If you’re baking the pizza on a pizza pan or baking sheet, slide the dough with the bottom piece of parchment onto the pan. If you’re using a baking stone or steel (which should be fully preheated in the oven by now), peel off the bottom piece of parchment and transfer the dough to a floured pizza peel or upside-down baking sheet.
Top the dough with about ½ cup of your favorite sauce, ½ to 1 cup of shredded cheese, and ½ to 1 cup of thinly sliced vegetables and/or cured meat. Season with salt and pepper and maybe a drizzle of olive oil, if desired.
Transfer the topped dough to the oven and bake until the crust is golden around the edges and evenly browned on the bottom, about 8 minutes on a preheated baking stone/steel, 10 to 15 minutes on a pizza pan or baking sheet.
Remove the pizza from the oven and transfer it to a wooden cutting board.

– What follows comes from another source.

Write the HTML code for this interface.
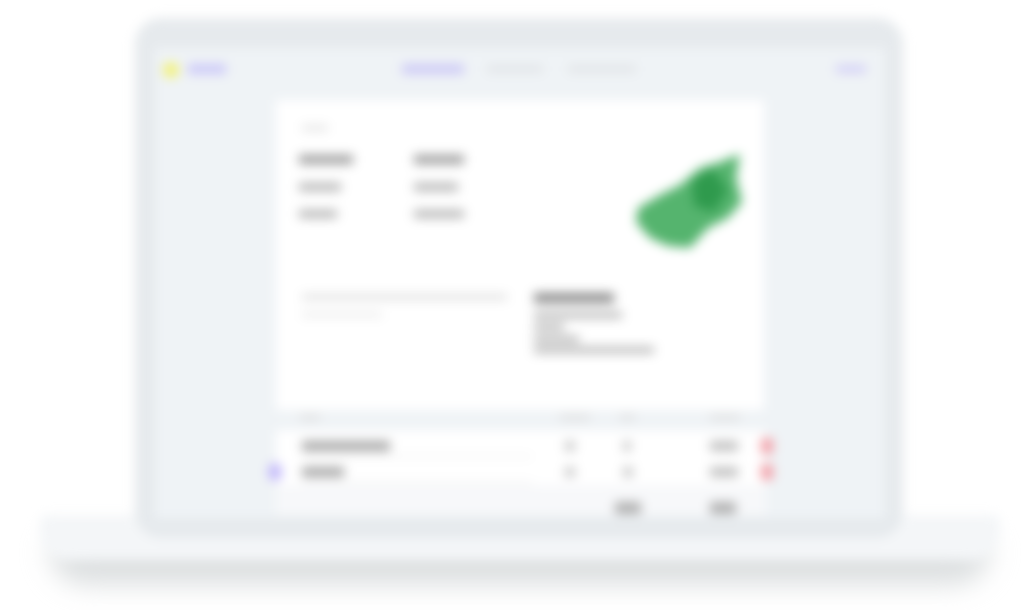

Let it cool for a few minutes, then slice and serve.
Storage note: After you ball up the dough, you can store it in an airtight container or zip-top bag in the refrigerator for up to 2 days or in the freezer for up to 3 months. Thaw completely and bring to room temperature before rolling it out for pizza.
Whole wheat variation: For a healthy dose of whole grains, use 1 cup of whole wheat flour and 1½ cups of all-purpose or bread flour.